** AVAILABLE DATA **

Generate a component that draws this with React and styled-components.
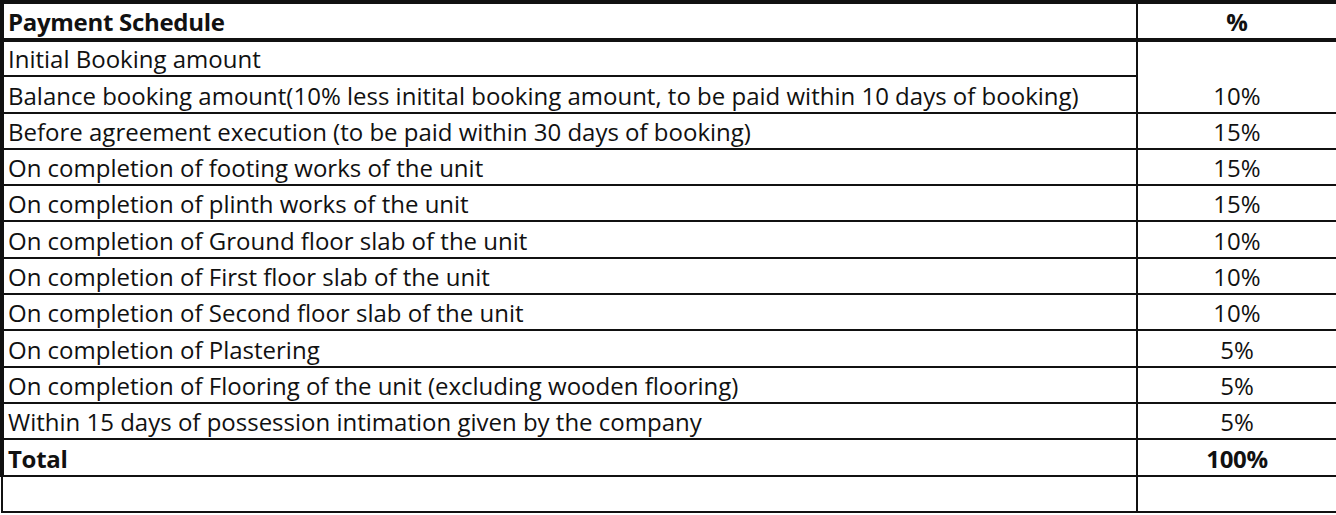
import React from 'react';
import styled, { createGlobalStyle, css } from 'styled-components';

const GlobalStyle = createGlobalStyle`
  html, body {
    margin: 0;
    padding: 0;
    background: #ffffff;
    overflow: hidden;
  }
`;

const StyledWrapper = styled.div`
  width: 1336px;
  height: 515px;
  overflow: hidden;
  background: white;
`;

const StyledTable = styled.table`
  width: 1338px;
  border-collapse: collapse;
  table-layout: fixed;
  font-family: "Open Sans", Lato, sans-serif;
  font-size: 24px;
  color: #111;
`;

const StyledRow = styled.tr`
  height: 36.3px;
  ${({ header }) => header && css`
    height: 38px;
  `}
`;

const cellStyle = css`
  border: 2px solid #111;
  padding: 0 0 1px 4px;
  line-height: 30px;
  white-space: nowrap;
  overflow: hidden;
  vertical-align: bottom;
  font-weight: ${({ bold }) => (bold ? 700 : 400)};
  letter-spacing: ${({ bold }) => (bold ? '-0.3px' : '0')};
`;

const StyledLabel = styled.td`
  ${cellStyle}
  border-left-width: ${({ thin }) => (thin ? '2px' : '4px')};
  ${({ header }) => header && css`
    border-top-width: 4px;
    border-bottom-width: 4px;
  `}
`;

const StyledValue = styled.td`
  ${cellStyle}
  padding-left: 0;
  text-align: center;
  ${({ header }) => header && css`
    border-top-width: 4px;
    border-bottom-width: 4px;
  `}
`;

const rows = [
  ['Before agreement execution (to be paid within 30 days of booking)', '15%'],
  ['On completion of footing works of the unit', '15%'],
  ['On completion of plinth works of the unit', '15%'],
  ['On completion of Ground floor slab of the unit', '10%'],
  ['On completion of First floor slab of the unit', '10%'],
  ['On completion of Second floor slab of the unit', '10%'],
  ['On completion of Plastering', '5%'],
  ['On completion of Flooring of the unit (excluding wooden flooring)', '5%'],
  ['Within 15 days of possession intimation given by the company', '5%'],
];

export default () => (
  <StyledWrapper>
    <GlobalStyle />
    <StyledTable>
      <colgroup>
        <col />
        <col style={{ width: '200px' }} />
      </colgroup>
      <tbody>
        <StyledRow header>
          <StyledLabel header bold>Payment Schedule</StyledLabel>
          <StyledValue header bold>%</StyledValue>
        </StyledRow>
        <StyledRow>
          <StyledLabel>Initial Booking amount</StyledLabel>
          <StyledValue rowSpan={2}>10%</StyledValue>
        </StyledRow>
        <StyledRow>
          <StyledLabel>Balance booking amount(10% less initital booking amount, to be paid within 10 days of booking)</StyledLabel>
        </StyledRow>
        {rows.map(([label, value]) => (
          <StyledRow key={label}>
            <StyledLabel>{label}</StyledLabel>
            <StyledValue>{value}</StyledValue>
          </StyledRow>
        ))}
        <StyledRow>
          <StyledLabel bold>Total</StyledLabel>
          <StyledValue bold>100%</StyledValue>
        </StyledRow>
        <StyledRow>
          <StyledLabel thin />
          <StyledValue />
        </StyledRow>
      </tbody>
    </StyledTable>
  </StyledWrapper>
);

** TASK DIRECTIONS **
In this exercise, set down all of the data exactly, without the pictures.

** RESPONSE BELOW **
Generate a component that draws this with React and styled-components.
import React from 'react';
import styled, { createGlobalStyle, css } from 'styled-components';

const GlobalStyle = createGlobalStyle`
  html, body {
    margin: 0;
    padding: 0;
    background: #ffffff;
    overflow: hidden;
  }
`;

const StyledWrapper = styled.div`
  width: 1336px;
  height: 515px;
  overflow: hidden;
  background: white;
`;

const StyledTable = styled.table`
  width: 1338px;
  border-collapse: collapse;
  table-layout: fixed;
  font-family: "Open Sans", Lato, sans-serif;
  font-size: 24px;
  color: #111;
`;

const StyledRow = styled.tr`
  height: 36.3px;
  ${({ header }) => header && css`
    height: 38px;
  `}
`;

const cellStyle = css`
  border: 2px solid #111;
  padding: 0 0 1px 4px;
  line-height: 30px;
  white-space: nowrap;
  overflow: hidden;
  vertical-align: bottom;
  font-weight: ${({ bold }) => (bold ? 700 : 400)};
  letter-spacing: ${({ bold }) => (bold ? '-0.3px' : '0')};
`;

const StyledLabel = styled.td`
  ${cellStyle}
  border-left-width: ${({ thin }) => (thin ? '2px' : '4px')};
  ${({ header }) => header && css`
    border-top-width: 4px;
    border-bottom-width: 4px;
  `}
`;

const StyledValue = styled.td`
  ${cellStyle}
  padding-left: 0;
  text-align: center;
  ${({ header }) => header && css`
    border-top-width: 4px;
    border-bottom-width: 4px;
  `}
`;

const rows = [
  ['Before agreement execution (to be paid within 30 days of booking)', '15%'],
  ['On completion of footing works of the unit', '15%'],
  ['On completion of plinth works of the unit', '15%'],
  ['On completion of Ground floor slab of the unit', '10%'],
  ['On completion of First floor slab of the unit', '10%'],
  ['On completion of Second floor slab of the unit', '10%'],
  ['On completion of Plastering', '5%'],
  ['On completion of Flooring of the unit (excluding wooden flooring)', '5%'],
  ['Within 15 days of possession intimation given by the company', '5%'],
];

export default () => (
  <StyledWrapper>
    <GlobalStyle />
    <StyledTable>
      <colgroup>
        <col />
        <col style={{ width: '200px' }} />
      </colgroup>
      <tbody>
        <StyledRow header>
          <StyledLabel header bold>Payment Schedule</StyledLabel>
          <StyledValue header bold>%</StyledValue>
        </StyledRow>
        <StyledRow>
          <StyledLabel>Initial Booking amount</StyledLabel>
          <StyledValue rowSpan={2}>10%</StyledValue>
        </StyledRow>
        <StyledRow>
          <StyledLabel>Balance booking amount(10% less initital booking amount, to be paid within 10 days of booking)</StyledLabel>
        </StyledRow>
        {rows.map(([label, value]) => (
          <StyledRow key={label}>
            <StyledLabel>{label}</StyledLabel>
            <StyledValue>{value}</StyledValue>
          </StyledRow>
        ))}
        <StyledRow>
          <StyledLabel bold>Total</StyledLabel>
          <StyledValue bold>100%</StyledValue>
        </StyledRow>
        <StyledRow>
          <StyledLabel thin />
          <StyledValue />
        </StyledRow>
      </tbody>
    </StyledTable>
  </StyledWrapper>
);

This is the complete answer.